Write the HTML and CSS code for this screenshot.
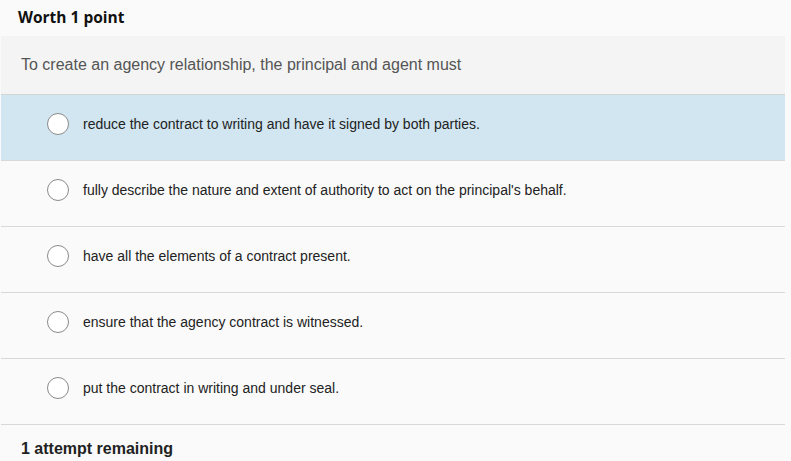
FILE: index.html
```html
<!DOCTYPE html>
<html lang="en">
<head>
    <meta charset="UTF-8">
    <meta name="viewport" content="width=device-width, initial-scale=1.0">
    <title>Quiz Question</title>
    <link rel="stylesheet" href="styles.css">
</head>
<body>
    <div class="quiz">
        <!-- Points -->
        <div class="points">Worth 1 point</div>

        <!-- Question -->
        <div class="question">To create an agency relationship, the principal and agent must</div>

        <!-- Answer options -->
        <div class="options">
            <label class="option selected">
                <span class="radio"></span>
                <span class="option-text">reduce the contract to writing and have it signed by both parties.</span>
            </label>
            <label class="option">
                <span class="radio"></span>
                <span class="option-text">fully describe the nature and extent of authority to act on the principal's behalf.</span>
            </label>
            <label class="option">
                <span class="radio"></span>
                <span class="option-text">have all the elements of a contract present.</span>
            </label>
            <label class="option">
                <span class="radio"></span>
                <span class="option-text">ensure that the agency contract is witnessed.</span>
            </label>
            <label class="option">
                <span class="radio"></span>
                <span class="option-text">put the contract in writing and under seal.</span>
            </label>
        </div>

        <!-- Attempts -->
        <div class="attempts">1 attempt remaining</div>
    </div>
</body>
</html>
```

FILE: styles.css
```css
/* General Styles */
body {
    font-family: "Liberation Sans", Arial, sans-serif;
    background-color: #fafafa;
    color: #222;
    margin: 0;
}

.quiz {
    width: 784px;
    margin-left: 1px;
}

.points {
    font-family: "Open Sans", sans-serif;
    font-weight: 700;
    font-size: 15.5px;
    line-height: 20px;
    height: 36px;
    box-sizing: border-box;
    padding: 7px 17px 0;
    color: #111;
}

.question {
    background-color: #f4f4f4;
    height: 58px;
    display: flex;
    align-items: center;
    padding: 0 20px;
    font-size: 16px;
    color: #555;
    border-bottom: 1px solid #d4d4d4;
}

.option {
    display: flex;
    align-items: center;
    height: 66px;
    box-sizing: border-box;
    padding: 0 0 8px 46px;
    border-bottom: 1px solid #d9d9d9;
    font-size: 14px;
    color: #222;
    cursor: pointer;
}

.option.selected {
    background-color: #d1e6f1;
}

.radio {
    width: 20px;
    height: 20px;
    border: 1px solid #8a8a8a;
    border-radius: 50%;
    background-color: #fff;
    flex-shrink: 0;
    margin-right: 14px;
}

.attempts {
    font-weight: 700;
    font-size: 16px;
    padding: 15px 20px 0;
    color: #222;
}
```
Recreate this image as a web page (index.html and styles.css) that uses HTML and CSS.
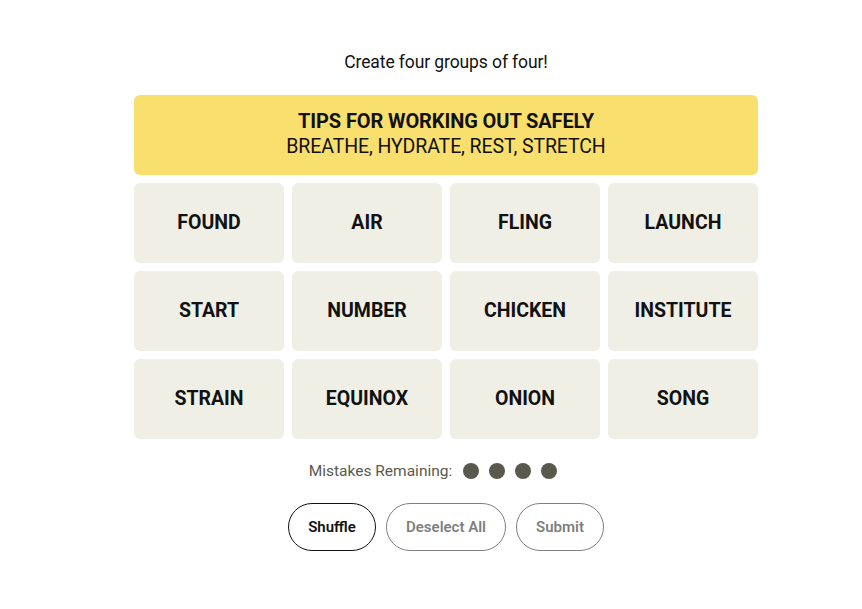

___

Pictures excluded, quote all the data above exactly.

Write the HTML and CSS code for this screenshot.
FILE: index.html
```html
<!DOCTYPE html>
<html lang="en">
<head>
    <meta charset="UTF-8">
    <meta name="viewport" content="width=device-width, initial-scale=1.0">
    <title>Quiz Question</title>
    <link rel="stylesheet" href="styles.css">
</head>
<body>
    <div class="quiz">
        <!-- Points -->
        <div class="points">Worth 1 point</div>

        <!-- Question -->
        <div class="question">To create an agency relationship, the principal and agent must</div>

        <!-- Answer options -->
        <div class="options">
            <label class="option selected">
                <span class="radio"></span>
                <span class="option-text">reduce the contract to writing and have it signed by both parties.</span>
            </label>
            <label class="option">
                <span class="radio"></span>
                <span class="option-text">fully describe the nature and extent of authority to act on the principal's behalf.</span>
            </label>
            <label class="option">
                <span class="radio"></span>
                <span class="option-text">have all the elements of a contract present.</span>
            </label>
            <label class="option">
                <span class="radio"></span>
                <span class="option-text">ensure that the agency contract is witnessed.</span>
            </label>
            <label class="option">
                <span class="radio"></span>
                <span class="option-text">put the contract in writing and under seal.</span>
            </label>
        </div>

        <!-- Attempts -->
        <div class="attempts">1 attempt remaining</div>
    </div>
</body>
</html>
```

FILE: styles.css
```css
/* General Styles */
body {
    font-family: "Liberation Sans", Arial, sans-serif;
    background-color: #fafafa;
    color: #222;
    margin: 0;
}

.quiz {
    width: 784px;
    margin-left: 1px;
}

.points {
    font-family: "Open Sans", sans-serif;
    font-weight: 700;
    font-size: 15.5px;
    line-height: 20px;
    height: 36px;
    box-sizing: border-box;
    padding: 7px 17px 0;
    color: #111;
}

.question {
    background-color: #f4f4f4;
    height: 58px;
    display: flex;
    align-items: center;
    padding: 0 20px;
    font-size: 16px;
    color: #555;
    border-bottom: 1px solid #d4d4d4;
}

.option {
    display: flex;
    align-items: center;
    height: 66px;
    box-sizing: border-box;
    padding: 0 0 8px 46px;
    border-bottom: 1px solid #d9d9d9;
    font-size: 14px;
    color: #222;
    cursor: pointer;
}

.option.selected {
    background-color: #d1e6f1;
}

.radio {
    width: 20px;
    height: 20px;
    border: 1px solid #8a8a8a;
    border-radius: 50%;
    background-color: #fff;
    flex-shrink: 0;
    margin-right: 14px;
}

.attempts {
    font-weight: 700;
    font-size: 16px;
    padding: 15px 20px 0;
    color: #222;
}
```
Recreate this image as a web page (index.html and styles.css) that uses HTML and CSS.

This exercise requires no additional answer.